Power of Art – Joseph Mallord William Turner

Power of Art - Joseph Mallord William Turner

Power of Art – Joseph Mallord William Turner: One of Britain’s most celebrated artists, Turner showed exceptional artistic talent from an early age and entered the Royal Academy aged fourteen.

 

 


His English landscapes made his name but there was a darker side to his paintings that was difficult for the critics to swallow, both in the increasingly informal use of paint and the subject matter that was critical of the romanticised vision of Britain in the late nineteenth century.

 

Power of Art – Joseph Mallord William Turner

 

Joseph Mallord William Turner RA (23 April 1775 – 19 December 1851), was an English Romantic painter, printmaker and water colourist. He is known for his expressive colourisation, imaginative landscapes and turbulent, often violent marine paintings. He left behind more than 550 oil paintings, 2,000 watercolours, and 30,000 works on paper. He was championed by the leading English art critic John Ruskin from 1840, and is today regarded as having elevated landscape painting to an eminence rivalling history painting.

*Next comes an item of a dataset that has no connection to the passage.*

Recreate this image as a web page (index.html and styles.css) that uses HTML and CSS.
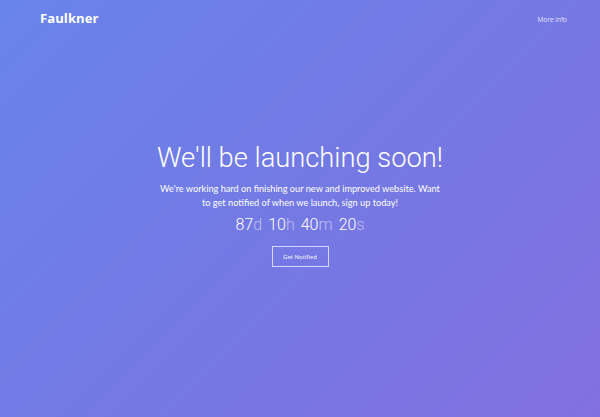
FILE: index.html
```html
<!DOCTYPE html>
<html>
<head>
<meta charset="utf-8">
<link rel="stylesheet" href="styles.css">
</head>
<body>
<div class="page">
  <header class="nav">
    <div class="logo">Faulkner</div>
    <a class="more" href="#">More info</a>
  </header>
  <main class="hero">
    <h1 class="title">We'll be launching soon!</h1>
    <p class="lead">We're working hard on finishing our new and improved website. Want to get notified of when we launch, sign up today!</p>
    <div class="countdown">
      <span class="unit">87<em>d</em></span>
      <span class="unit">10<em>h</em></span>
      <span class="unit">40<em>m</em></span>
      <span class="unit">20<em>s</em></span>
    </div>
    <a class="btn" href="#">Get Notified</a>
  </main>
</div>
</body>
</html>
```
FILE: styles.css
```css
html, body {
  margin: 0;
  padding: 0;
}
body {
  width: 600px;
  height: 417px;
  overflow: hidden;
  font-family: "Open Sans", "Liberation Sans", sans-serif;
  color: #fff;
}
.page {
  height: 417px;
  background: linear-gradient(135deg, #6884ea 0%, #7479e4 50%, #8270e0 100%);
  display: flex;
  flex-direction: column;
}
.nav {
  display: flex;
  justify-content: space-between;
  align-items: center;
  padding: 9px 33px 0 40px;
  height: 18px;
}
.logo {
  font-family: "Open Sans", sans-serif;
  font-weight: 700;
  font-size: 13px;
  letter-spacing: 0.1px;
}
.more {
  color: rgba(255,255,255,0.85);
  text-decoration: none;
  font-size: 6.5px;
  margin-top: 2px;
}
.hero {
  display: flex;
  flex-direction: column;
  align-items: center;
  text-align: center;
  padding-top: 113px;
}
.title {
  margin: 0;
  font-family: Roboto, sans-serif;
  font-weight: 300;
  font-size: 27.3px;
  line-height: 36px;
}
.lead {
  margin: 6px 0 0;
  width: 288px;
  font-family: Lato, sans-serif;
  font-size: 9.2px;
  line-height: 14px;
}
.countdown {
  display: flex;
  gap: 6px;
  margin-top: 4px;
  font-family: Roboto, sans-serif;
  font-weight: 300;
  font-size: 16px;
  line-height: 22px;
}
.unit em {
  font-style: normal;
  opacity: 0.5;
}
.btn {
  margin-top: 10px;
  width: 55px;
  height: 19px;
  border: 1px solid rgba(255,255,255,0.7);
  color: #fff;
  text-decoration: none;
  font-size: 6px;
  display: flex;
  align-items: center;
  justify-content: center;
}
```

Turner was born in Maiden Lane, Covent Garden, London, to a modest lower-middle-class family. He lived in London all his life, retaining his Cockney accent and assiduously avoiding the trappings of success and fame. A child prodigy, he studied at the Royal Academy of Arts from 1789, enrolling when he was 14, and exhibited his first work there at 15.

During this period, he also served as an architectural draftsman. He earned a steady income from commissions and sales, which due to his troubled, contrary nature, were often begrudgingly accepted. He opened his own gallery in 1804 and became professor of perspective at the academy in 1807, where he lectured until 1828, although he was viewed as profoundly inarticulate. He travelled to Europe from 1802, typically returning with voluminous sketchbooks.

Turner style

Turner’s talent was recognised early in his life. Financial independence allowed him to innovate freely; his mature work is characterised by a chromatic palette and broadly applied atmospheric washes of paint. According to David Piper’s The Illustrated History of Art, his later pictures were called “fantastic puzzles”.

Turner was recognised as an artistic genius: the influential English art critic John Ruskin described him as the artist who could most “stirringly and truthfully measure the moods of Nature”. He’s work drew criticism from contemporaries, in particular from Sir George Beaumont, a landscape painter and fellow member of the Royal Academy, who described his paintings as ‘blots’.

He’s imagination was sparked by shipwrecks, fires (including the burning of Parliament in 1834, an event which Turner witnessed first-hand, and transcribed in a series of watercolour sketches), and natural phenomena such as sunlight, storm, rain, and fog. He was fascinated by the violent power of the sea, as seen in Dawn after the Wreck (1840) and The Slave Ship (1840).

Turner materials

Turner experimented with a wide variety of pigment. He used pigments like carmine, despite knowing that they were not long-lasting, and against the advice of contemporary experts to use more durable pigments. As a result, many of his colours have now faded. Ruskin complained at how quickly his work decayed; Turner was indifferent to posterity and chose materials that looked good when freshly applied. By 1930, there was concern that both his oils and his watercolours were fading.

Turner’s Death

Turner died of cholera at the home of Sophia Caroline Booth, in Cheyne Walk in Chelsea, on 19 December 1851. He is buried in St Paul’s Cathedral, where he lies near to Sir Joshua Reynolds. Apparently his last words were “The Sun is God”, though this may be apocryphal.

He’s friend, the architect Philip Hardwick (1792–1870), son of his tutor, Thomas Hardwick, was in charge of making the funeral arrangements and wrote to those who knew Turner to tell them at the time of his death that, “I must inform you, we have lost him.” Other executors were his cousin and chief mourner at the funeral, Henry Harpur IV (benefactor of Westminster – now Chelsea & Westminster – Hospital), Revd. Henry Scott Trimmer, George Jones RA and Charles Turner ARA.